The runner will try to execute the command from the Dockerfile (locally, outside Docker), with the specified directory as the working directory.
This is useful in combination with exploit download
, described in the next section.
The local runner can run exploits against the real targets (--all-targets
, or subsets via -T/-N
).
To run on the centralized attacker, exploits must be wrapped in a Docker container and uploaded to the server.
The CLI provides templates for common containers. For example, to get a Python (latest version) container, use:
$ atk exploit template python DIR_NAME
Where DIR_NAME
is the name of the directory that will be created.
At the moment, we have templates for python
(Python plus some common dependencies, such as pwntools, you can add more in requirements.txt
) and ubuntu
(Ubuntu with a bash exploit).
You can also specify Docker tags for specific versions (e.g., python:3.9-slim
, ubuntu:18.04
, and so forth).
Now you need to create an "exploit history", i.e., the collection which will contain all the versions of your exploit:
$ atk exploit create NAME SERVICE
Where NAME
is the name of your exploit, and SERVICE
is the target service (you can list them with atk service ls
).
Finally, upload your exploit directory:
$ atk exploit upload NAME AUTHOR DIR_NAME
Where NAME
is the one you chose earlier, AUTHOR
is your nickname, and DIR_NAME
is the exploit directory.
This will take care of uploading the exploit.

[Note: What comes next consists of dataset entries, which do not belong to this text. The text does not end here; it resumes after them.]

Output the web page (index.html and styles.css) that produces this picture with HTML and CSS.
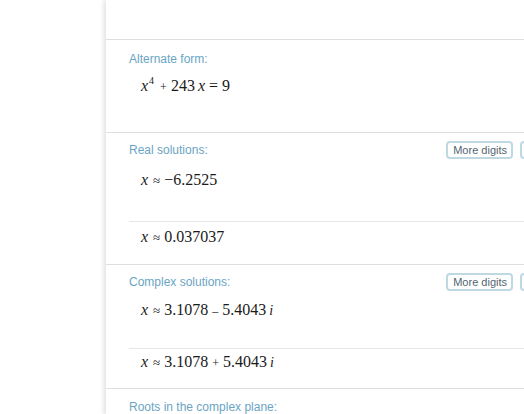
FILE: index.html
```html
<!DOCTYPE html>
<html>
<head>
<meta charset="utf-8">
<link rel="stylesheet" href="styles.css">
</head>
<body>
<div class="page">
  <div class="gutter"></div>
  <main class="panel">
    <section class="pod pod-top"></section>

    <section class="pod pod-alt">
      <div class="pod-head"><h3 class="label">Alternate form:</h3></div>
      <div class="math math-alt"><i>x</i><sup>4</sup><span class="op">+</span>243<span class="sp"></span><i>x</i><span class="op eq">=</span>9</div>
    </section>

    <section class="pod pod-real">
      <div class="pod-head">
        <h3 class="label">Real solutions:</h3>
        <div class="btns"><button class="btn">More digits</button><button class="btn btn-clipped" aria-label="Step-by-step solution"></button></div>
      </div>
      <div class="row row-first"><div class="math"><i>x</i><span class="approx">≈</span>−6.2525</div></div>
      <div class="row row-second"><div class="math"><i>x</i><span class="approx">≈</span>0.037037</div></div>
    </section>

    <section class="pod pod-complex">
      <div class="pod-head">
        <h3 class="label">Complex solutions:</h3>
        <div class="btns"><button class="btn">More digits</button><button class="btn btn-clipped" aria-label="Step-by-step solution"></button></div>
      </div>
      <div class="row row-first"><div class="math"><i>x</i><span class="approx">≈</span>3.1078<span class="op">–</span>5.4043<span class="sp"></span><i class="im">i</i></div></div>
      <div class="row row-second"><div class="math"><i>x</i><span class="approx">≈</span>3.1078<span class="op">+</span>5.4043<span class="sp"></span><i class="im">i</i></div></div>
    </section>

    <section class="pod pod-roots">
      <div class="pod-head"><h3 class="label">Roots in the complex plane:</h3></div>
    </section>
  </main>
</div>
</body>
</html>
```

FILE: styles.css
```css
html, body {
  margin: 0;
  padding: 0;
  background: #ffffff;
  overflow: hidden;
  width: 524px;
  height: 414px;
}

.page {
  display: flex;
  width: 700px;
}

.gutter {
  width: 106px;
  flex: none;
  background: #ffffff;
}

.panel {
  width: 497px;
  flex: none;
  background: #ffffff;
  box-shadow: -2px 0 5px rgba(0, 0, 0, 0.13);
  min-height: 414px;
}

.pod {
  border-bottom: 1px solid #dedede;
  padding: 0 23px;
}

.pod-top { height: 39px; padding: 0; }

.pod-alt { padding-top: 10px; height: 82px; }
.pod-real { padding-top: 8px; height: 123px; }
.pod-complex { padding-top: 8px; height: 115px; }
.pod-roots { border-bottom: none; padding-top: 9px; }

.pod-head {
  display: flex;
  align-items: center;
  min-height: 18px;
}

.label {
  flex: 1;
  margin: 0;
  font: normal 12px/14px "Liberation Sans", Arial, sans-serif;
  color: #6aa5c4;
}

.btns {
  display: flex;
  gap: 7px;
}

.btn {
  font: normal 11px/14px "Liberation Sans", Arial, sans-serif;
  color: #526570;
  background: #ffffff;
  border: 2px solid #bed8e4;
  border-radius: 4px;
  padding: 0 4px 0 5px;
  height: 18px;
  white-space: nowrap;
}

.btn-clipped {
  width: 60px;
}

.math {
  font: normal 16px/20px "Liberation Serif", "Times New Roman", serif;
  color: #1a1a1a;
  padding-left: 12px;
  white-space: nowrap;
}

.math i { font-style: italic; }

.math-alt {
  margin-top: 8px;
}

.math sup {
  font-size: 10px;
  vertical-align: 7px;
  line-height: 0;
  margin-left: 1px;
}

.op {
  font-size: 12px;
  margin: 0 4px;
}

.math-alt .op { margin: 0 4px 0 6px; }
.math-alt .op.eq { font-size: 16px; margin: 0 4px 0 4px; }

.approx {
  font-size: 13px;
  margin: 0 4px 0 5px;
}

.sp { display: inline-block; width: 3px; }

.im { font-size: 14px; }

.row + .row {
  border-top: 1px solid #e2e8ec;
}

.pod-real .row-first { padding-top: 11px; height: 51px; }
.pod-real .row-second { padding-top: 5px; }

.pod-complex .row-first { padding-top: 9px; height: 48px; }
.pod-complex .row-second { padding-top: 3px; }
```
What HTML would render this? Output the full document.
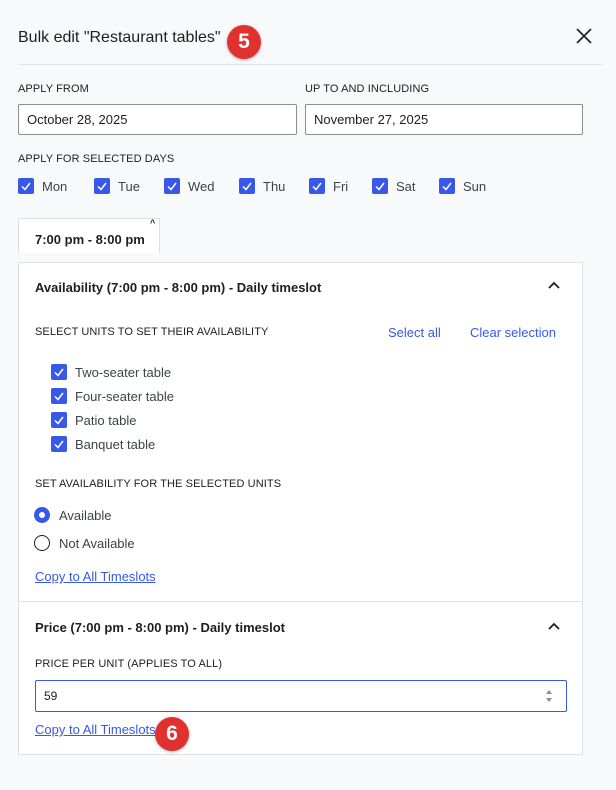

You can check it with atk exploit ls
.
Whenever you want to update your exploit to a new version, just issue the exploit upload
command again.
The attacker will assign progressive numbers to the versions, such as NAME-1
, NAME-2
, and so forth.
Uploaded exploits can be downloaded by anyone with atk exploit download EXPLOIT_ID OUTPUT_DIR
.
You can use atk exploit activate/deactivate
to activate/deactivate an exploit.
The commands accepts a history ID or an exploit ID.
Generally, you should use them with history IDs, and use exploit switch
(see next section) for switching between different versions.
When exploit activate
gets a history ID, it activates the most recent exploit version in the history.
If an exploit is already active, it does nothing.
When exploit deactivate
gets a history ID, it deactivates all the exploits in the history.
List the exploits to find the exploit ID:
$ atk exploit ls
...
cool-pwn (buffalo)
2022-06-04 14:59:11 nickname cool-pwn-1
2022-06-04 18:15:29 nickname cool-pwn-2
2022-06-04 18:15:31 ACTIVE nickname cool-pwn-3
...
Now switch to the desired version:
$ atk exploit switch cool-pwn-1
Deactivate cool-pwn-3
Activate cool-pwn-1
We can confirm it worked:
$ atk exploit ls
...
cool-pwn (buffalo)
2022-06-04 14:59:11 ACTIVE nickname cool-pwn-1
2022-06-04 18:15:29 nickname cool-pwn-2
2022-06-04 18:15:31 nickname cool-pwn-3
...
You can check logs (including stdout/stderr) for a centralized exploit using atk exploit logs NAME
, where NAME
is a history or exploit ID.
If you pass an exploit ID, it will show logs for that specific version.
If you pass a history ID, it will show logs for active exploits in the history.
You can pass more than one ID and mix exploit and history IDs.
By default, it will show logs from the current round.
You can show logs from the last NUM rounds by passing -n NUM
.
Ataka supports per-history target control. By default, all targets are enabled.
To see which targets are enabled for a history, use atk exploit target ls
.
You can enable/disable targets for a history with atk exploit target on/off
(they both support --all
to mean "all known targets").
Enabling one or multiple targets also schedules a new job for immediate central execution for the specified target(s), even if said target is already enabled. You can use this to re-run a central execution if necessary.
You can manually submit flags:
$ atk flag submit 'FLAG{foo}' 'FLAG{bar}' ...
The flags can be dirty, they will be matched using the flag regex.
If you don't specify flags, flag submit
will read from stdin until EOF and then submit (i.e., it is not streaming):
$ echo 'dirtyFLAG{foo}dirtyFLAG{bar}dirty' | atk flag submit
Invoking the CLI as atk -b/--bypass-tools ...
will bypass the centralized Ataka service and connect directly to the gameserver to get attack targets, flag IDs and to submit flags.
In this mode, only
exploit flag ids
,exploit runlocal
andflag submit
are guaranteed to work.
A typical emergency scenario will involve running exploits locally with exploit runlocal --all-targets
(and/or -N/-T
if finer target control is required).